> **INSTRUCTIONS FOR THE TASK**
Every line below that contains "this" is to be copied.

> **Source data**
______
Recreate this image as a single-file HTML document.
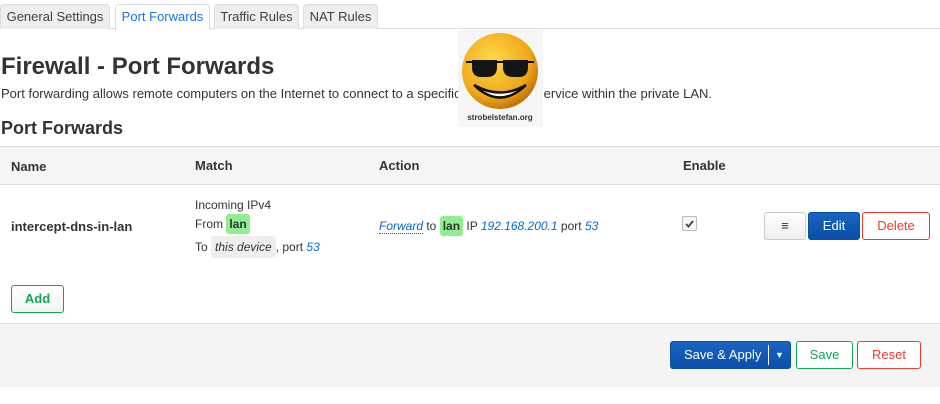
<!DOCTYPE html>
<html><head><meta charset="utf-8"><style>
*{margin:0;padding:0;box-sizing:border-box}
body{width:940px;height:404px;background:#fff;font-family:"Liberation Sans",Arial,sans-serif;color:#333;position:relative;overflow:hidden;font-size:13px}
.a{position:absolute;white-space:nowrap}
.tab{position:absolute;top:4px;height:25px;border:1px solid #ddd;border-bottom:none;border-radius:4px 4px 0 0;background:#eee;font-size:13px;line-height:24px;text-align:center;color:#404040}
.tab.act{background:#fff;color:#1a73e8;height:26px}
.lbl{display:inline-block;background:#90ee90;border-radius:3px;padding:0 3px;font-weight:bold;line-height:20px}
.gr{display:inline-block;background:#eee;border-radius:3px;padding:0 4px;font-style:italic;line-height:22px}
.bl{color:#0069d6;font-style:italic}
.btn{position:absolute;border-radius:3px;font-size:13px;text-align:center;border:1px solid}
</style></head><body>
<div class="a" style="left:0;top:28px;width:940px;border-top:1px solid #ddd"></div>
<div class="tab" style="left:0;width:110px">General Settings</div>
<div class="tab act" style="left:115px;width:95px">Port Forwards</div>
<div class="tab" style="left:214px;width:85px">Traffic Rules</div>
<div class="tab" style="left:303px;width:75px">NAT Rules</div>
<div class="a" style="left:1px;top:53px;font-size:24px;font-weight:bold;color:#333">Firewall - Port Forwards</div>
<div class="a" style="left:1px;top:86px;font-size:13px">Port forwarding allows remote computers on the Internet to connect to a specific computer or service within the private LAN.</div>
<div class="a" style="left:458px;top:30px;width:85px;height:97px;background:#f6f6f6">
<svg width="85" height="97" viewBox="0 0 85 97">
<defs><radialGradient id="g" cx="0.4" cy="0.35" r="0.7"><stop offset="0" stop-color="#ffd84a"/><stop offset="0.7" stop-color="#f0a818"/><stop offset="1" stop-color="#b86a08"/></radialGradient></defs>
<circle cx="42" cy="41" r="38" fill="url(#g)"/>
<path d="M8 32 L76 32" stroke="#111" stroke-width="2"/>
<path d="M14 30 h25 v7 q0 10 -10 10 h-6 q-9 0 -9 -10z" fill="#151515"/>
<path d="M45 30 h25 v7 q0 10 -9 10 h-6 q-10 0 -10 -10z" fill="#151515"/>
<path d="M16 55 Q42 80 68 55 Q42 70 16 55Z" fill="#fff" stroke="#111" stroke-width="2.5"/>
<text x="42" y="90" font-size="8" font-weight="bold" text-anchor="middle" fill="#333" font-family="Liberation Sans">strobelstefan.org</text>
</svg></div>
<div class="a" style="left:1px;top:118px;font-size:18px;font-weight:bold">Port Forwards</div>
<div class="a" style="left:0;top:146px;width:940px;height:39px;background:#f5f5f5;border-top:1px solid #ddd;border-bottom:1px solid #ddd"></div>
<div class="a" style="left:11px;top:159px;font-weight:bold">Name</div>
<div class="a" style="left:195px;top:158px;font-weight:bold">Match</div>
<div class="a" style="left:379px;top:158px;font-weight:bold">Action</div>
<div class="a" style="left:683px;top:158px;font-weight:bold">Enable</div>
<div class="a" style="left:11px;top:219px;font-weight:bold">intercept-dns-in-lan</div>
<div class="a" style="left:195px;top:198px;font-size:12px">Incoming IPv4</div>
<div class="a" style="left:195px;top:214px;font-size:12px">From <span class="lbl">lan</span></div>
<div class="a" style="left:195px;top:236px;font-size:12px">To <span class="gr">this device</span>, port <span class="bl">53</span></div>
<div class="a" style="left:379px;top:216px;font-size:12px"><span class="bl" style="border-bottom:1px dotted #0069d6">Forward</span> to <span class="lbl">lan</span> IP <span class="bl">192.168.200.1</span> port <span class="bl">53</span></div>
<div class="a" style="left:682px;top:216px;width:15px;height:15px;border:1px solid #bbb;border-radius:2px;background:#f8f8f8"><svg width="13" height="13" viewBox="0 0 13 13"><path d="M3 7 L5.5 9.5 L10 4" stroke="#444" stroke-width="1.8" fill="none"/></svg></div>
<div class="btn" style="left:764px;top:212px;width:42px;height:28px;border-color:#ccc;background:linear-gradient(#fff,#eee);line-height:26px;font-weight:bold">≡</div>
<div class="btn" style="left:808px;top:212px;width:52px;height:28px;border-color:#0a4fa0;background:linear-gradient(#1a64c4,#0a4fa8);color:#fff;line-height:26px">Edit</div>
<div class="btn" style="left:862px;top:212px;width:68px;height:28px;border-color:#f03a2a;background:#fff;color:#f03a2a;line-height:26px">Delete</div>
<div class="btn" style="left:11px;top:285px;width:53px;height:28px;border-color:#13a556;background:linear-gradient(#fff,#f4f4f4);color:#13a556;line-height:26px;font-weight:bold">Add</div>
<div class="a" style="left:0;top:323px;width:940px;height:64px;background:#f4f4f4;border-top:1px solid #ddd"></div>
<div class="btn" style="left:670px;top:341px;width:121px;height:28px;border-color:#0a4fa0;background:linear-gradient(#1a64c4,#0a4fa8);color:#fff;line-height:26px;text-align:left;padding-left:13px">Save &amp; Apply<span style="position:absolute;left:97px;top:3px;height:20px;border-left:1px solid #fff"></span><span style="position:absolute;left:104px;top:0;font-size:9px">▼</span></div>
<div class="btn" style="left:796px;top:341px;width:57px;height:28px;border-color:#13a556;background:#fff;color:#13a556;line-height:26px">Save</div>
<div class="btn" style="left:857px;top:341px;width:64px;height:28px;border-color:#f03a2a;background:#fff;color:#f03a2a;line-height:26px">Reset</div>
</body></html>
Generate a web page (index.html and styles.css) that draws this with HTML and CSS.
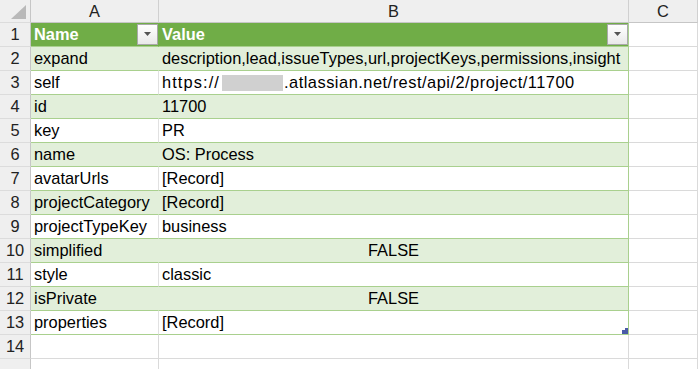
______
> **CORRECT RESPONSE**
Recreate this image as a single-file HTML document.
<div class="a" style="left:195px;top:236px;font-size:12px">To <span class="gr">this device</span>, port <span class="bl">53</span></div>
Generate a web page (index.html and styles.css) that draws this with HTML and CSS.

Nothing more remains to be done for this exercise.